Taking a Stab at Better Insider Trading Rules

October 3, 2016

BloombergView columnist Matt Levine had this to say ...

 

Nobody really likes how insider trading law works, so lots of people think they can do better. Here's an effort from Zachary Gubler of Arizona State, arguing "that we should replace the classical theory with the misappropriation theory of insider trading." The "classical theory" is that corporate executives owe a fiduciary duty to their shareholders, and so shouldn't trade with those shareholders while possessing material nonpublic information. But this doesn't apply to, for instance, a company's lawyers, so courts have developed the "misappropriation theory" to cover them.

 

Courts have historically applied the misappropriation theory only to cases of insider trading involving corporate outsiders, but there is no reason why it couldn’t also be applied to the classic case of insider trading. After all, when an insider trades in his own corporation’s stock based on material non-public information, he misappropriates that information in breach of a fiduciary relationship owed to the corporate entity.

 

The practical consequences of this don't seem enormous -- "the misappropriation theory would lead to liability for insider trading in debt securities," that sort of thing -- but he argues that it "would do a better job explaining what courts actually do in these cases." Essentially, when a corporate executive insider trades, we'd say that it's bad not because he violated his duties to shareholders by trading with them, but because he violated those duties by misappropriating their information. That does make more sense.

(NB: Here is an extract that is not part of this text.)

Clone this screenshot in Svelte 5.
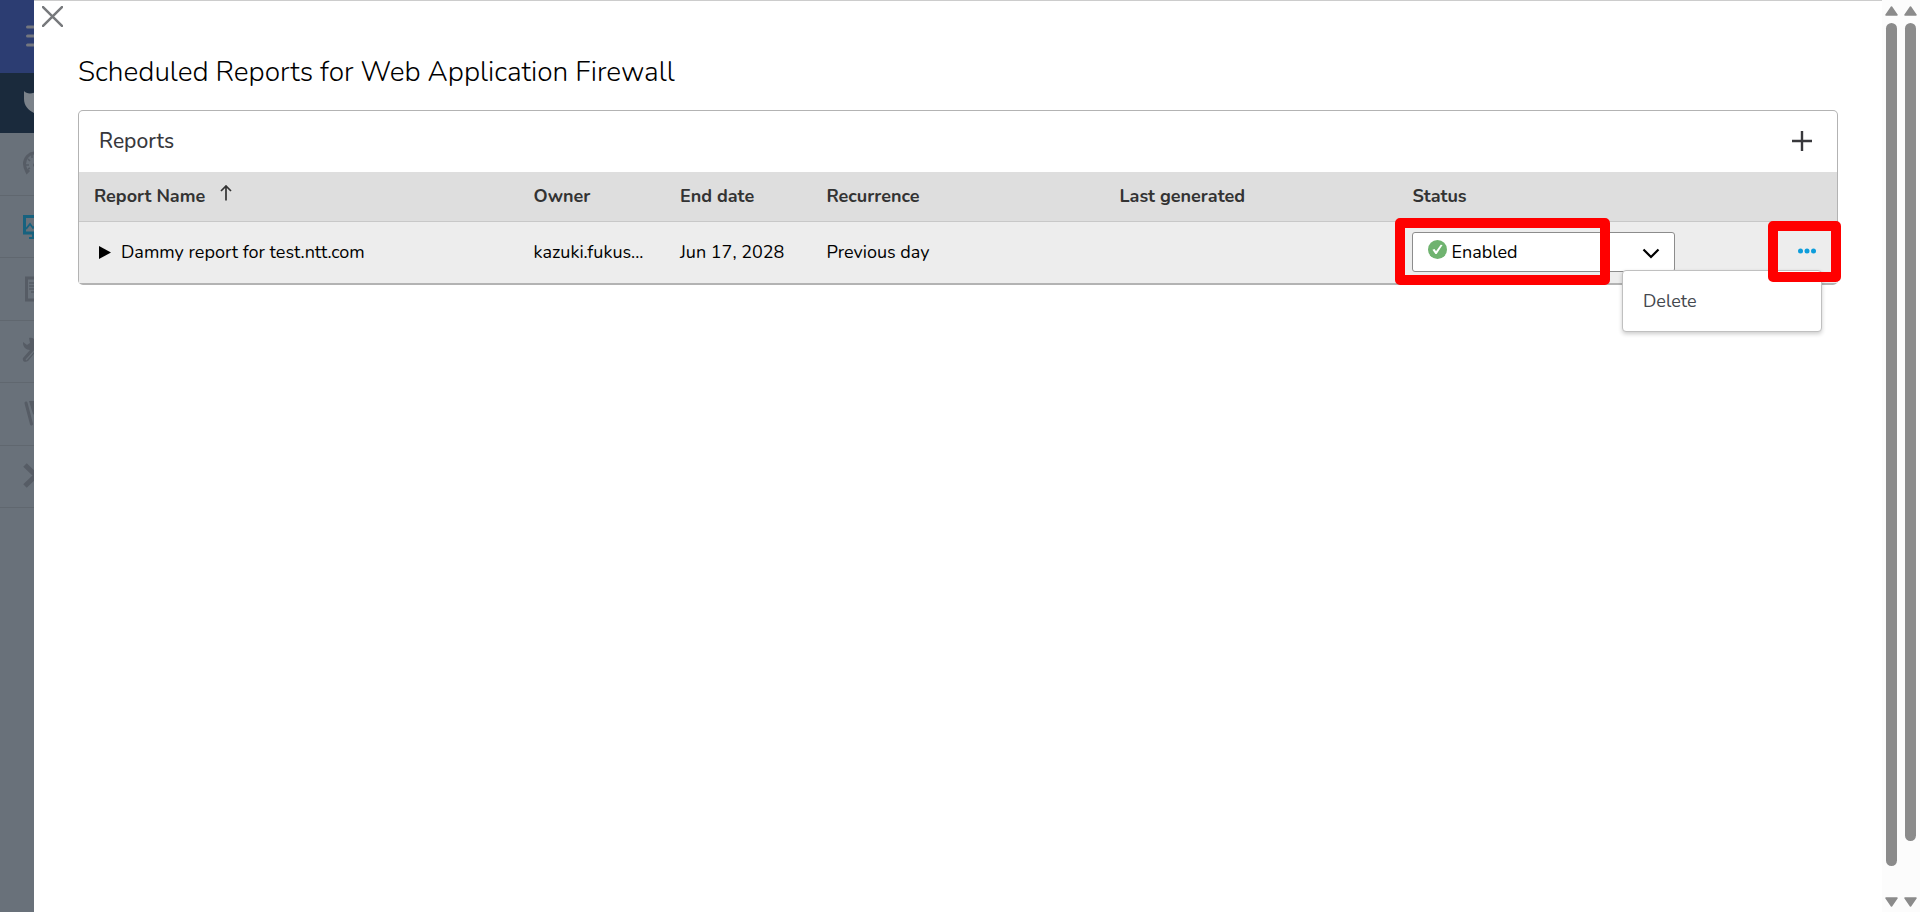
<script lang="ts">
  type Report = {
    id: number
    name: string
    owner: string
    endDate: string
    recurrence: string
    lastGenerated: string
    status: string
  }

  const reports: Report[] = [
    {
      id: 1,
      name: 'Dammy report for test.ntt.com',
      owner: 'kazuki.fukus...',
      endDate: 'Jun 17, 2028',
      recurrence: 'Previous day',
      lastGenerated: '',
      status: 'Enabled'
    }
  ]

  const scrollbars = ['outer', 'inner']

  // Report whose action menu is open
  let openMenu: number | null = $state(1)

  function toggleMenu(id: number) {
    openMenu = openMenu === id ? null : id
  }
</script>

<div class="shell">
  <!-- Dimmed navigation behind the dialog -->
  <nav class="rail" aria-label="Main">
    <div class="rail-top">
      <svg width="34" height="73" viewBox="0 0 34 73" aria-hidden="true">
        <path d="M27.500 27H46M27.500 36H46M27.500 45H46" stroke="#74777f" stroke-width="3" stroke-linecap="round" />
      </svg>
    </div>
    <div class="rail-brand">
      <svg width="34" height="60" viewBox="0 0 34 60" aria-hidden="true">
        <path d="M24 18C26 21 32 21 36 19V41C29 38 24 33 24 26Z" fill="#7b828a" />
      </svg>
    </div>
    <div class="rail-items">
      <div class="rail-item">
        <svg width="34" height="60" viewBox="0 1 34 60" aria-hidden="true">
          <path d="M35 21C29 21 24.500 26 24.500 32C24.500 35 25.500 37 27 40L29 38" fill="none" stroke="#565c65" stroke-width="3" />
          <path d="M28 27l2 2M26 33h3M32 23v3M28 37l2-1" stroke="#565c65" stroke-width="1.500" />
          <circle cx="35" cy="33" r="2" fill="#565c65" />
        </svg>
      </div>
      <div class="rail-item">
        <svg width="34" height="60" viewBox="0 1 34 60" aria-hidden="true">
          <path d="M36 21.500H24.500V38H36" fill="none" stroke="#17627f" stroke-width="3" />
          <path d="M26 34l4-5 3 4 3-3M29 43h7M33 39v4" fill="none" stroke="#17627f" stroke-width="1.800" />
        </svg>
      </div>
      <div class="rail-item">
        <svg width="34" height="60" viewBox="0 1 34 60" aria-hidden="true">
          <path d="M36 21H26.500V43H36" fill="none" stroke="#565c65" stroke-width="3" />
          <path d="M29 26h6M29 29h6M29 32h6M31 35h4" stroke="#565c65" stroke-width="1.500" />
        </svg>
      </div>
      <div class="rail-item">
        <svg width="34" height="60" viewBox="0 1 34 60" aria-hidden="true">
          <path d="M23 22l4 3 3-2-1-5c4-1 7 2 8 6v6l-9 11c-3 2-6 0-5-3l7-8c-4 0-7-3-7-7Z" fill="#565c65" />
          <path d="M26 40l9-10" stroke="#69717a" stroke-width="1.200" />
        </svg>
      </div>
      <div class="rail-item">
        <svg width="34" height="60" viewBox="0 1 34 60" aria-hidden="true">
          <path d="M26 21L31.500 42" stroke="#565c65" stroke-width="3" stroke-linecap="round" />
          <path d="M29 19H36V34L33 32Z" fill="#565c65" />
        </svg>
      </div>
      <div class="rail-item">
        <svg width="34" height="60" viewBox="0 1 34 60" aria-hidden="true">
          <path d="M25 20L36 30.500L25 41" fill="none" stroke="#565c65" stroke-width="5" />
        </svg>
      </div>
    </div>
  </nav>

  <main class="dialog">
    <button class="icon-button close" aria-label="Close">
      <svg width="21" height="21" viewBox="0 0 20 20" aria-hidden="true">
        <path d="M1 1L19 19M19 1L1 19" stroke="#77797c" stroke-width="2.400" stroke-linecap="round" />
      </svg>
    </button>

    <h1>Scheduled Reports for Web Application Firewall</h1>

    <section class="card">
      <header class="card-header">
        <h2>Reports</h2>
        <button class="icon-button" aria-label="Add report">
          <svg width="20" height="20" viewBox="0 0 20 20" aria-hidden="true">
            <path d="M10 0V20M0 10H20" stroke="#38383c" stroke-width="2.400" />
          </svg>
        </button>
      </header>

      <table>
        <thead>
          <tr>
            <th class="col-wide">
              Report Name
              <svg class="sort" width="12" height="16" viewBox="0 0 12 16" aria-hidden="true">
                <path d="M6 15.500V1.500M1 6L6 1L11 6" fill="none" stroke="#333" stroke-width="1.700" />
              </svg>
            </th>
            <th class="col-small">Owner</th>
            <th class="col-small">End date</th>
            <th class="col-medium">Recurrence</th>
            <th class="col-medium">Last generated</th>
            <th class="col-medium">Status</th>
            <th class="col-small" aria-label="Actions"></th>
          </tr>
        </thead>
        <tbody>
          {#each reports as report (report.id)}
            <tr>
              <td>
                <div class="name">
                  <button class="icon-button" aria-label="Expand report">
                    <svg width="12" height="13" viewBox="0 0 12 13" aria-hidden="true">
                      <path d="M0 0L12 6.500L0 13Z" fill="#000" />
                    </svg>
                  </button>
                  <span>{report.name}</span>
                </div>
              </td>
              <td>{report.owner}</td>
              <td>{report.endDate}</td>
              <td>{report.recurrence}</td>
              <td>{report.lastGenerated}</td>
              <td>
                <div class="status">
                  <select aria-label="Status" value={report.status}>
                    <option>Enabled</option>
                    <option>Disabled</option>
                  </select>
                  <svg class="check" width="19" height="19" viewBox="0 0 18 18" aria-hidden="true">
                    <circle cx="9" cy="9" r="9" fill="#6fb36f" />
                    <path d="M4.200 9.200L6.200 8.600L7.600 10.600L12 4.500L13.800 4.800L8.200 13.200H7Z" fill="#fff" />
                  </svg>
                  <svg class="chevron" width="18" height="11" viewBox="0 0 18 11" aria-hidden="true">
                    <path d="M1.500 1.500L9 9L16.500 1.500" fill="none" stroke="#000" stroke-width="2.200" />
                  </svg>
                  <div class="highlight highlight--status"></div>
                </div>
              </td>
              <td>
                <div class="actions">
                  <button
                    class="icon-button"
                    aria-label="More actions"
                    aria-expanded={openMenu === report.id}
                    onclick={() => toggleMenu(report.id)}
                  >
                    <svg width="18" height="6" viewBox="0 0 18 6" aria-hidden="true">
                      <g fill="#0d9ddb">
                        <circle cx="2.500" cy="3" r="2.500" />
                        <circle cx="9" cy="3" r="2.500" />
                        <circle cx="15.500" cy="3" r="2.500" />
                      </g>
                    </svg>
                  </button>
                  {#if openMenu === report.id}
                    <div class="menu">
                      <button>Delete</button>
                    </div>
                  {/if}
                  <div class="highlight highlight--actions"></div>
                </div>
              </td>
            </tr>
          {/each}
        </tbody>
      </table>
    </section>
  </main>

  <div class="scrollbars" aria-hidden="true">
    {#each scrollbars as bar (bar)}
      <div class="track">
        <svg width="13" height="10" viewBox="0 0 13 10">
          <path d="M6.500 1L12 9H1Z" fill="#8b8b8b" stroke="#8b8b8b" stroke-width="1.500" stroke-linejoin="round" />
        </svg>
        <div class="thumb-area">
          <div class="thumb thumb--{bar}"></div>
        </div>
        <svg width="13" height="10" viewBox="0 0 13 10">
          <path d="M6.500 9L12 1H1Z" fill="#8b8b8b" stroke="#8b8b8b" stroke-width="1.500" stroke-linejoin="round" />
        </svg>
      </div>
    {/each}
  </div>
</div>

<style>
  :global(body) {
    margin: 0;
  }

  .shell {
    display: flex;
    min-height: 100vh;
    background: #fff;
    color: #000;
    font-family: Nunito, "Noto Sans", sans-serif;
    font-size: 18px;
    line-height: 24px;
  }

  /* -- Navigation rail -- */
  .rail {
    width: 34px;
    flex-shrink: 0;
    overflow: hidden;
    background: #69717a;
  }

  .rail svg {
    display: block;
  }

  .rail-top {
    background: #2c3d72;
  }

  .rail-brand {
    background: #1a2a3c;
  }

  .rail-items {
    display: grid;
    grid-template-rows: repeat(6, 1fr);
    height: 375px;
  }

  .rail-item {
    border-bottom: 1px solid #60676f;
  }

  /* -- Dialog -- */
  .dialog {
    position: relative;
    flex: 1;
    min-width: 0;
    border-top: 1px solid #ccc;
    padding: 52px 44px 44px;
  }

  .icon-button {
    display: flex;
    padding: 0;
    border: none;
    background: none;
    cursor: pointer;
  }

  .close {
    position: absolute;
    top: 5px;
    left: 8px;
  }

  h1 {
    margin: 0;
    font-size: 28px;
    font-weight: 350;
    line-height: 38px;
  }

  .card {
    margin-top: 19px;
    border: 1px solid #b3b3b3;
    border-bottom-width: 2px;
    border-radius: 5px;
  }

  .card-header {
    display: flex;
    align-items: center;
    justify-content: space-between;
    height: 60px;
    padding: 0 25px 1px 20px;
  }

  h2 {
    margin: 0;
    font-size: 21px;
    font-weight: 500;
    color: #38383c;
  }

  /* -- Table -- */
  table {
    width: 100%;
    table-layout: fixed;
    border-collapse: collapse;
  }

  th,
  td {
    box-sizing: border-box;
    padding: 0 15px;
    text-align: left;
    white-space: nowrap;
  }

  th {
    height: 49px;
    background: #dedede;
    border-bottom: 1px solid #c8c8c8;
    color: #333;
    font-weight: 700;
  }

  td {
    height: 62px;
    background: #ededed;
  }

  .col-wide {
    width: 25%;
  }

  .col-medium {
    width: 16.6667%;
  }

  .col-small {
    width: 8.3333%;
  }

  .sort {
    margin-left: 10px;
    vertical-align: 1px;
  }

  .name {
    display: flex;
    align-items: center;
    gap: 10px;
    padding-left: 5px;
  }

  .status {
    position: relative;
  }

  select {
    display: block;
    width: 100%;
    height: 40px;
    padding: 0 38px;
    border: 1px solid #8c8c8c;
    border-radius: 3px;
    background: #fff;
    color: #000;
    font: inherit;
    appearance: none;
  }

  .check {
    position: absolute;
    top: 8px;
    left: 16px;
  }

  .chevron {
    position: absolute;
    top: 16px;
    right: 15px;
    pointer-events: none;
  }

  .actions {
    position: relative;
    display: flex;
    justify-content: flex-end;
    padding: 0 6px 2px 0;
  }

  .menu {
    position: absolute;
    z-index: 1;
    top: 22px;
    right: 0;
    width: 200px;
    box-sizing: border-box;
    padding: 10px 0;
    border: 1px solid #c0c0c0;
    border-radius: 4px;
    background: #fff;
    box-shadow: 0 2px 4px rgba(0, 0, 0, 0.2);
  }

  .menu button {
    display: block;
    width: 100%;
    padding: 8px 20px;
    border: none;
    background: none;
    color: #44484e;
    font: inherit;
    text-align: left;
    cursor: pointer;
  }

  /* -- Callout frames -- */
  .highlight {
    position: absolute;
    z-index: 2;
    box-sizing: border-box;
    border: 10px solid #f00;
    border-radius: 5px;
    pointer-events: none;
  }

  .highlight--status {
    top: -14px;
    left: -17px;
    width: 215px;
    height: 67px;
  }

  .highlight--actions {
    top: -27px;
    right: -19px;
    width: 73px;
    height: 61px;
  }

  /* -- Scrollbars -- */
  .scrollbars {
    display: flex;
    flex-shrink: 0;
    gap: 6px;
    padding: 6px 3px 5px;
    background: #fcfcfc;
  }

  .track {
    display: flex;
    flex-direction: column;
    align-items: center;
    gap: 7px;
  }

  .thumb-area {
    flex: 1;
    width: 11px;
  }

  .thumb {
    border-radius: 6px;
    background: #8b8b8b;
  }

  .thumb--outer {
    height: 97.2%;
  }

  .thumb--inner {
    height: 94.3%;
  }
</style>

For instance, it explains tipper liability -- cases where the insider doesn't trade, but gives information to a friend who trades and gives the insider a personal benefit -- a lot more clearly than the classical theory.

 

On the other hand, here is Michael Guttentag of Loyola Law School arguing that courts should get rid of the personal benefit test and "go back to the underlying statutory prohibition against deceptive conduct." This way, I think, madness lies. Remember, there is no actual law against insider trading. There is a law against using "any manipulative or deceptive device or contrivance" in trading stock, which has been interpreted to include insider trading. But insider trading is not obviously deceptive. The guy on the other side of the trade never meets you; you are not telling him lies about the company. You know something he doesn't -- but that's often true in trading. If diligent research on the company's earnings isn't a "deceptive device," why is calling up a corporate insider to ask about those earnings a "deceptive device"?

 

Meanwhile in actually existing insider trading law, Vladimir Eydelman -- whom you may remember as the guy who insider traded based on information written on Post-It notes or napkins that his tipper would then eat -- was sentenced to 3 years in prison. I suppose eating the napkin does sort of look like a "deceptive device."